1.12. Information regarding an impediment or limitation on transactions involving the Offered Securities that will apply to the Offeree, to the best of the Company's knowledge:
1.12.1. Restriction pursuant to the Securities Law and the regulations promulgated thereunder
Pursuant to the Securities Law - 1968 and the Securities Regulations (Details with Regard to Sections 15a to 15c of the Law) - 2000, the restrictions set forth below will apply to a sale during trading on the TASE of the Offered Shares and the Exercise Shares (hereinafter in this section only, jointly: the "Shares"):
A. The Offeree will not be entitled to offer the Shares for sale on the TASE, except by means of a prospectus, for six months following the allocation of the Offered Shares and offered options to the Offeree ("Restriction Period").

- B. For six consecutive quarters, beginning immediately after the Restriction Period, the Offeree will not be entitled to offer the Shares for sale on the TASE, except by means of a prospectus, unless the following cumulative terms apply:
- i. If the quantity of Shares offered by the Offeree every day of trading on the TASE does not exceed the daily average of the trading turnover of Company shares during the period of eight weeks prior to the offering date of the Shares as aforementioned.
- ii. The rate offered by the Offeree, out of the Company's issued and paid-up capital, on the date that the Shares are offered does not exceed one percent of the quantity of Company shares in the turnover for the entire quarter.
- iii. A "quarter" for purposes of section ii above means a period of three months; the first quarter begins at the end of the Restriction Period. The "offeror" for purposes of section ii means - the Offeree and anyone who purchases from him the Shares allocated to him pursuant to this report.
- iv. The foregoing will also apply to securities purchased from the offeror during the Restriction Period or during the period set forth in this section, without a prospectus and not during the course of trading on the TASE.

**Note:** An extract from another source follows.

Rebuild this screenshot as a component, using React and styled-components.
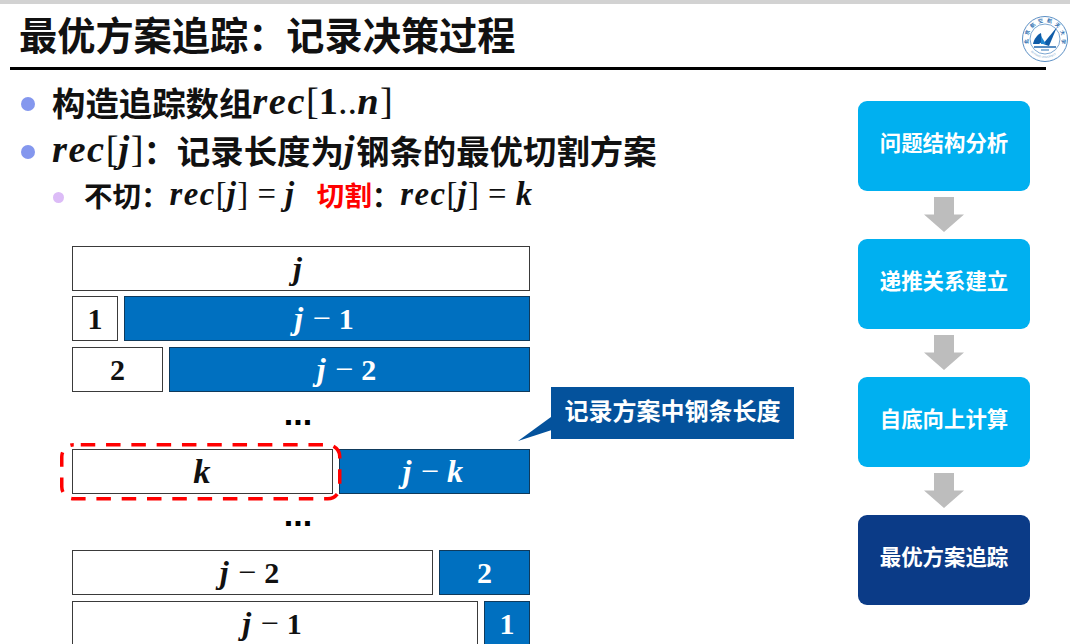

1.13. Date of allocation of securities:
Allocation of the Offered Shares and the options offered by virtue of this report is subject to receipt of the authorizations set forth in Section 1.10 above.
1.14. The Company's representative handling this report:
The Company's representatives handling this immediate report are Adv. Yaron Kaiser and Adv. Tamir Yaniv from Kaufman, Kaiser, Raz and Associates, 40 Tuval Street, Ramat Gan, Tel. 03-3742282, Fax. 03-3742282.